Dallas DA Craig Watkins is making a big political mistake if he fails to pass off two corruption cases involving local constables to the state Attorney General. He declined assistance last year and hasn't responded to a second offer by the AG more than a month ago, but now would be an excellent time to announce a change of heart and give those cases to somebody else.

Watkins' poor handling of alleged constable corruption puts him in a damned if you do, damned if you don't situation. He's turned the imbroglio into a personal pissing match with the county commissioners court and appears to view the alleged bribe taking and abuse of office as a political instead of a criminal matter. That's not good enough. A prosecutor with a fresh perspective should take the case over. If Watkins won't let the Texas AG take the reins, I still think the US Attorney should step in - that is, if President Obama will ever appoint one.

The Dallas County Commissioners Court has also asked the AG to look into voter fraud allegations they say Watkins is ignoring.

The DA is already paying the price for arrogance in his dealings with the commissioners court: This week they hired outside counsel to advise them, replacing the services of the civil division at the DA's office, and presumably they'll be cutting Watkins' budget next year to reflect those reduced duties.

All of Watkins' good work on innocence issues can't overshadow the rapidly developing impression that the DA appears to be inexplicably ignoring credible allegations of corruption. Given other recent Dallas corruption scandals - including bribery charges that took down sitting state rep Terri Hodge - and the general anti-incumbent sentiment, one suspects that voters won't be in the mood to forget or forgive if they don't see the DA taking the problem seriously.

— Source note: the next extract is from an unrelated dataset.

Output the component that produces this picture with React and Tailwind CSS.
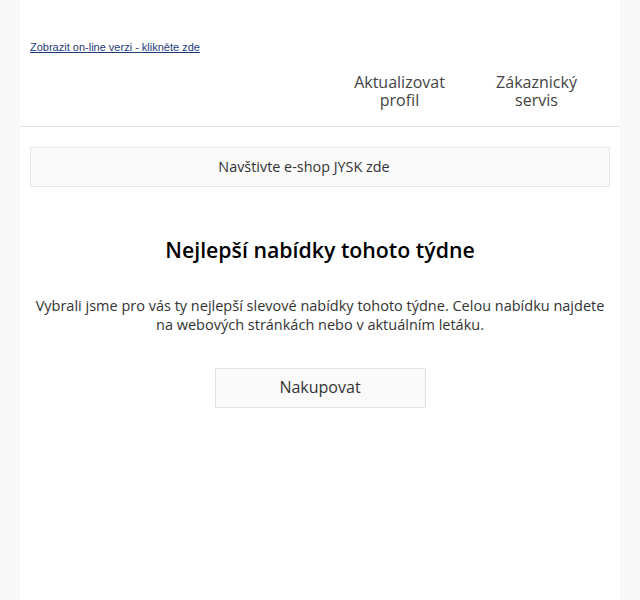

Watkins could easily solve this by letting someone else - like the AG - handle these cases, but his pride seems to be getting in the way. As I've written before of Watkins' increasingly dysfunctional spat with the commissioners court, "As an example of governance, of course, the whole situation is a disgrace. As political theater, though, pass the popcorn and sit back."


Anonymous said...

Watkins only gets his people out of jail not puts them in.

Wax Poetic said...


Then how do you account for his high conviction rate? Isn't that supposed to be some kind of tell on how the DA is doing?

Jackie said...

For every photo where I caught this constable, there were so many more incidents that a photo was not taken. It was almost a year before I finally decided it was time to start documenting by taking pictures. Then, when the courts realized I was taking pictures of their goon squads, they instructed this constable to hang out on my route, instead of on top of me.

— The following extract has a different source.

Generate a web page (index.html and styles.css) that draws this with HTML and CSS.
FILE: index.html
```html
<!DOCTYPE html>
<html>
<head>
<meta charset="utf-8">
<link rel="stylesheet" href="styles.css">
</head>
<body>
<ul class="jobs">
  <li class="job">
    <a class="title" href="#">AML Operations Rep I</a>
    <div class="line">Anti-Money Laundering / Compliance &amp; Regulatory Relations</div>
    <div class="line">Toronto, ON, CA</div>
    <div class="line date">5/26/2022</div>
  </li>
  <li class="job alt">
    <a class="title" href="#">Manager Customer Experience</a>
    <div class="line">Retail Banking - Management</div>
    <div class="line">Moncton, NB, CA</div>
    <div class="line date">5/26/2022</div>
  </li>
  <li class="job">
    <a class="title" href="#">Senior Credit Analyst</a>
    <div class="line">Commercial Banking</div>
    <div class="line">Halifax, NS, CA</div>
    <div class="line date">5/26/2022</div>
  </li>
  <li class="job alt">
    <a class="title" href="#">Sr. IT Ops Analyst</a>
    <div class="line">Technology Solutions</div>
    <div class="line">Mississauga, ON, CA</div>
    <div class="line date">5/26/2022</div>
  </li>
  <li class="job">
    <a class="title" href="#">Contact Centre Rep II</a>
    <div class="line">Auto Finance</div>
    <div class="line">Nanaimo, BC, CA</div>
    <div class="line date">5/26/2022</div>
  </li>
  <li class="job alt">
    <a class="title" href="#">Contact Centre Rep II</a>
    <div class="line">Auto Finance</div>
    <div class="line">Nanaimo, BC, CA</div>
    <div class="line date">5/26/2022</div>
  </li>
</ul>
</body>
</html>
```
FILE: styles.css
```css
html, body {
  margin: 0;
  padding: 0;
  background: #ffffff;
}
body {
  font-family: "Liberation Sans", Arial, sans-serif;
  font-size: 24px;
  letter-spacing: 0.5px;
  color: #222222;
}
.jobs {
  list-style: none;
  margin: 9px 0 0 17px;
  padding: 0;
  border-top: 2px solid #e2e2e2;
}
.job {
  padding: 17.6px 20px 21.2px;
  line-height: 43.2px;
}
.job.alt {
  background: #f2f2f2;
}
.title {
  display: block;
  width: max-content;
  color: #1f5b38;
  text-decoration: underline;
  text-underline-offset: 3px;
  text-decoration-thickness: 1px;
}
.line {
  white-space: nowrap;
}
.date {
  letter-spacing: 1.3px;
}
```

Of course, I agree: someone else needs to step in. I think DA Watkins has done a wonderful job with the Innocence Project. But there is more that needs to be done in Dallas about this type of vigilante-style gang stalking.

Anonymous said...


High conviction rates in dallas are NOT a telling sign as to if he gives his 'inside' people a beak or not. let us not forget that dallas has an incredibly high level of wrongful convictions as well, and people used to praise the former DA for the 'great' job he was doing as well.

high conviction rates do not tell how well a DA is doing, it only shows that he has won more cases than the defense attorney sitting in the chair to his left.

What a high conviction rate tells is nothing about the honesty, or the commitment to truth a DA is attempting to follow.